>>

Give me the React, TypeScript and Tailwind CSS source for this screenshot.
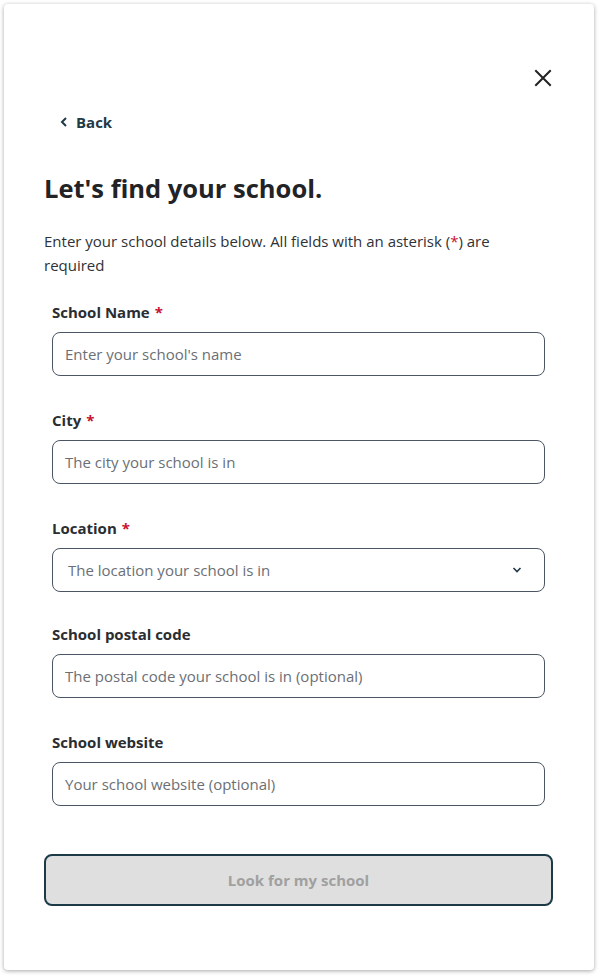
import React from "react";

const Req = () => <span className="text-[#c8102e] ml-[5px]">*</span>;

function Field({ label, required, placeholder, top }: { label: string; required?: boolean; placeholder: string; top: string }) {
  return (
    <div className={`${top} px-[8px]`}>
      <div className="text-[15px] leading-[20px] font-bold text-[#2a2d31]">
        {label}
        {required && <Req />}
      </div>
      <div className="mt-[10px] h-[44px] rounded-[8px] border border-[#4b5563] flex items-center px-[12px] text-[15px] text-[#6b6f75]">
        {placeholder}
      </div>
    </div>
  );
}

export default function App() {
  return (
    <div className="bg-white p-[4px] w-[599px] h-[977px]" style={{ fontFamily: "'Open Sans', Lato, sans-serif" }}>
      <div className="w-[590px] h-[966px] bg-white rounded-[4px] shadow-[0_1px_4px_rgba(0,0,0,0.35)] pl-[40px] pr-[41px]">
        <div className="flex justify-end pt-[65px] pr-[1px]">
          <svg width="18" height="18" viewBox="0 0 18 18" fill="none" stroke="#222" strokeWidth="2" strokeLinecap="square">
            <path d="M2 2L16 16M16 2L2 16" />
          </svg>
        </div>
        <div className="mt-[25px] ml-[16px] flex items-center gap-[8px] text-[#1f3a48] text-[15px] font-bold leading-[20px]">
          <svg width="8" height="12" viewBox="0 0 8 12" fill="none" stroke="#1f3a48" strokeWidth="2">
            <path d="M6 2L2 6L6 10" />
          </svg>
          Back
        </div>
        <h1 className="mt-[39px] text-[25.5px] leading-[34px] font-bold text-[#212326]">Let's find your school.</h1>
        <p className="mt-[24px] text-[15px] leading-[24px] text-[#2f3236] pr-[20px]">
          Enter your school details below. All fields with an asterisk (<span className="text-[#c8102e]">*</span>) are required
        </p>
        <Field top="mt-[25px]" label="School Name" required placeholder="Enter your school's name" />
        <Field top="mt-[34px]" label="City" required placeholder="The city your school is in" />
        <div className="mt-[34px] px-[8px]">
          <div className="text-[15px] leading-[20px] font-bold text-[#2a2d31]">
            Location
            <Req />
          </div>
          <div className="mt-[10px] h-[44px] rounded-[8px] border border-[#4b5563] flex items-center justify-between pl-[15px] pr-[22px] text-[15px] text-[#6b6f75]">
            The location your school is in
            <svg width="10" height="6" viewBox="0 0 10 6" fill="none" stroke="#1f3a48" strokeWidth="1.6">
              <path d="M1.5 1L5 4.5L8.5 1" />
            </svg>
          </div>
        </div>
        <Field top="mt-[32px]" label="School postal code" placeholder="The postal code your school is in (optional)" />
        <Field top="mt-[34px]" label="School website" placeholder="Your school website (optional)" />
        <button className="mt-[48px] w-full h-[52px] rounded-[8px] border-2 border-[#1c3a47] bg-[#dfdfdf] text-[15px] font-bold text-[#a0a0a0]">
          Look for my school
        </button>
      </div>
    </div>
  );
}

<<
>>

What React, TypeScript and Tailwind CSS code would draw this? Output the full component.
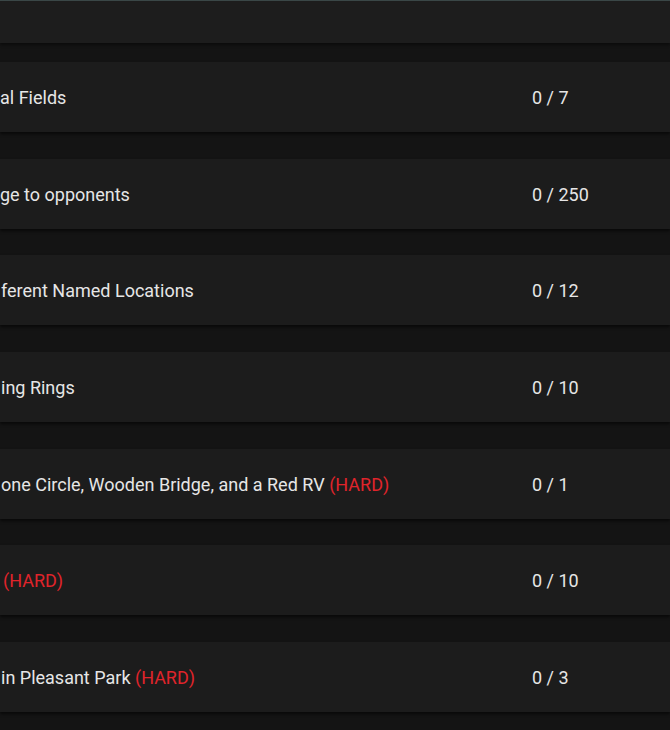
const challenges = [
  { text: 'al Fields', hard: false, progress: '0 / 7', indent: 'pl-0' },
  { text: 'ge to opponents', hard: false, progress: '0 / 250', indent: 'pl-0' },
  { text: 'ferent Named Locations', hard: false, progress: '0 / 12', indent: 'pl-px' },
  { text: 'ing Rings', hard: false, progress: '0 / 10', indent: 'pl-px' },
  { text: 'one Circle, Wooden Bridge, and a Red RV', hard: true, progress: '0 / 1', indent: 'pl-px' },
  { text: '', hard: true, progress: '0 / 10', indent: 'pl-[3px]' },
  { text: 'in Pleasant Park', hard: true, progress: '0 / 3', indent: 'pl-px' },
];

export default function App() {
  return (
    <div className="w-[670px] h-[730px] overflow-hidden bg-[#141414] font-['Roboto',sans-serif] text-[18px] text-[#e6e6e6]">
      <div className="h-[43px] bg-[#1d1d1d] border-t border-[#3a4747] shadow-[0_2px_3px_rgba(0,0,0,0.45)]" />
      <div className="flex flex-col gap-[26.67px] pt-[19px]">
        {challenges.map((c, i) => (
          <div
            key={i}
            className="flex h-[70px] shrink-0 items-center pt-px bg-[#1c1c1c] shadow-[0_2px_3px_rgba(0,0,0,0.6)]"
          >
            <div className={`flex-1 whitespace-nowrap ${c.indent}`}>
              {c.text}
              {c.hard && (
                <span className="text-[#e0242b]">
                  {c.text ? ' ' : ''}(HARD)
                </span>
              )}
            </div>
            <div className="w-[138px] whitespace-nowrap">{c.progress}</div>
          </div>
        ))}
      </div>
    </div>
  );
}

<<

Task objective: Output exactly the lines above, from the line with "Give me the" to the line with "const Req = ()", both included; skip the pictures.

The result:
Give me the React, TypeScript and Tailwind CSS source for this screenshot.
import React from "react";

const Req = () => <span className="text-[#c8102e] ml-[5px]">*</span>;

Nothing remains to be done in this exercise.